Carrying the title, “Don’t Wish for a Post-Pax Americana,” his most recent column offers a case in point. Two unstated premises inform his argument: first, that Pax Americana accurately describes the existing global order;  and second, that the workings of that Pax benefit men and women of good will everywhere. Put simply, to the extent that global peace and order exist, it’s as a direct result of American muscle and assertiveness. If you think a viable alternative exists, you’re kidding yourself.

Stephens inventories the baleful consequences sure to result from failing to uphold this Pax. They include “predatory behavior” by nations not given to following the rules; nuclear proliferation, leading to “miscalculation, accident and tragedy”; and economic distress, with global trade held hostage to “hostile powers and unexpected events.” Worst of all, with the passing of the Pax Americana, “liberal democracy would wither,” both abroad and here at home. All told, it makes for a grim picture.

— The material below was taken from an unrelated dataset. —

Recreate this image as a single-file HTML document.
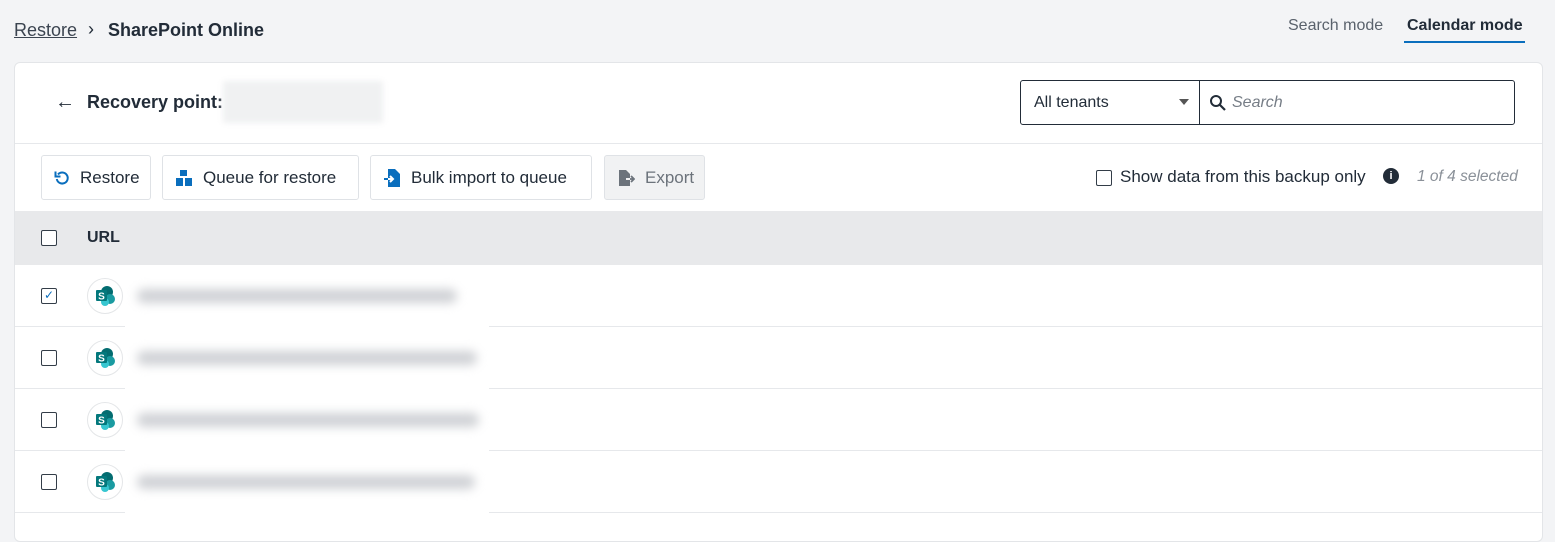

Grim, but shot through with dishonesty. Stephens’s tribute to the Pax Americana is nothing if not selective. Among the matters that he overlooks is the predatory behavior of the United States as it initiates wars of choice in defiance of established norms; the ongoing trillion-dollar plus modernization of the U.S. nuclear strike force, incentivizing others to follow suit; Washington’s casual disruption of international trade whenever it suits some domestic constituency, such as Cuban Americans in Southern Florida; and, of course, the abysmal condition of American democracy, attributable at least in part to the post-Cold War (and post-9/11) follies that proponents of a Pax Americana vigorously supported.

Stephens numbers among those who promoted those follies, not least of all the 2003 invasion of Iraq. On going to war with Saddam, he was all in. In a matter of weeks after the fall of Baghdad, Stephens felt certain that events had rendered a definitive judgment. “The defeat of Saddam Hussein is a great achievement,” he wrote. The naysayers had been proven wrong. The Iraq war “did not turn into a bloody quagmire.” By year’s end, with U.S. forces now bogged down in what was indeed a bloody quagmire, Stephens was still insisting that the war was going well. Operation Iraqi Freedom had “exceeded nearly every expectation,” he argued.

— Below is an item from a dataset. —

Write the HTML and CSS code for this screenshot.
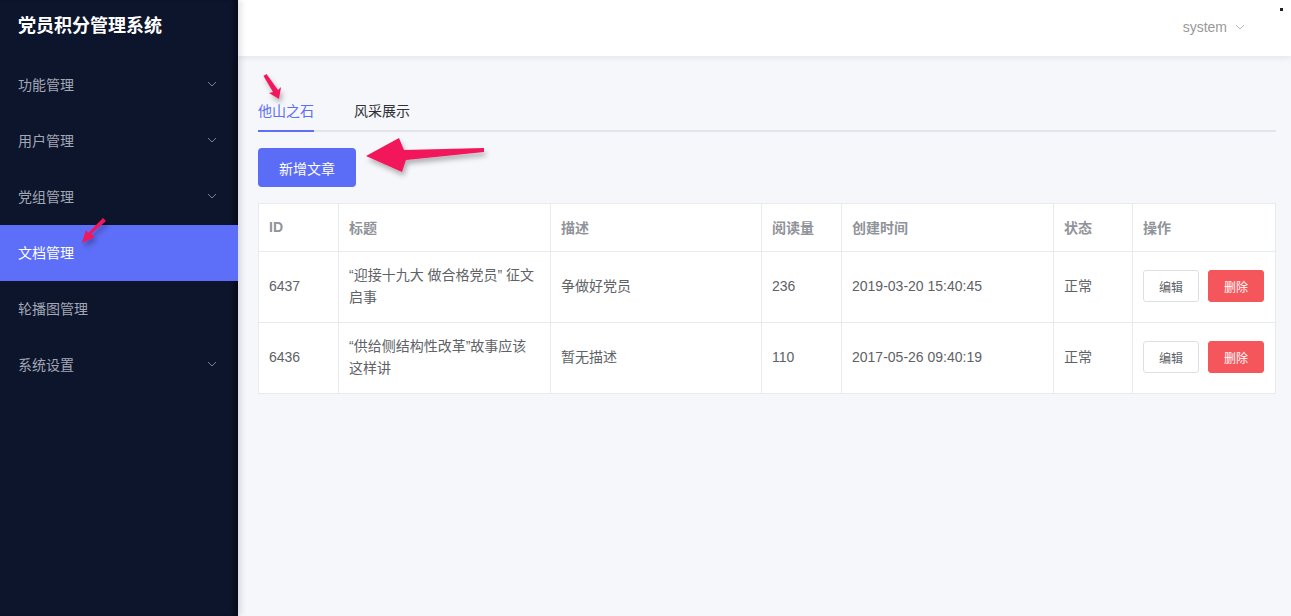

With his penchant for prematurely spiking the football, Stephens expects the current showdown over Ukraine to serve as a redemptive moment, reaffirming the indispensability of American global leadership. So he gives Biden “full credit for masterly crisis management,” which includes “whipping into line our European allies,” deploying additional U.S. troops to the region, “refusing to negotiate at Ukraine’s expense,” and threatening sanctions “that, for once, have real teeth.” There is, in that catalog of achievements, more than a small amount of wishful thinking, especially when adding to the mix Biden’s vow that under no circumstances will U.S. troops come to Ukraine’s defense. If Biden believes in a Pax Americana, it excludes Ukraine.

I make no pretense of being able to decipher Vladimir Putin’s motives in instigating this crisis. I do take seriously his insistence that Russia has a legitimate sphere of influence, which must include Ukraine. I’m guessing that Bret Stephens entertains similar feelings about U.S. relations with Canada and Mexico.

Whether or not a Pax Americana ever existed is an interesting question, best left to scholars to decide. But one thing I know for certain. Today, the erstwhile unipolar order is gone for good. We live in a multipolar world disinclined to take its marching orders from Washington. Bret Stephens numbers among those who believe that throwing our weight around provides the best way to get back on top. In fact, this is a recipe for further diminishing American power.

Having squandered trillions in needless wars in the Greater Middle East and with the world facing an existential climate crisis, the United States has more important matters to tend to than nursing further delusions about a Pax Americana. The sooner Bret Stephens figures that out the better.

Andrew J. Bacevich, TAC’s writer at large, is president of the Quincy Institute for Responsible Statecraft.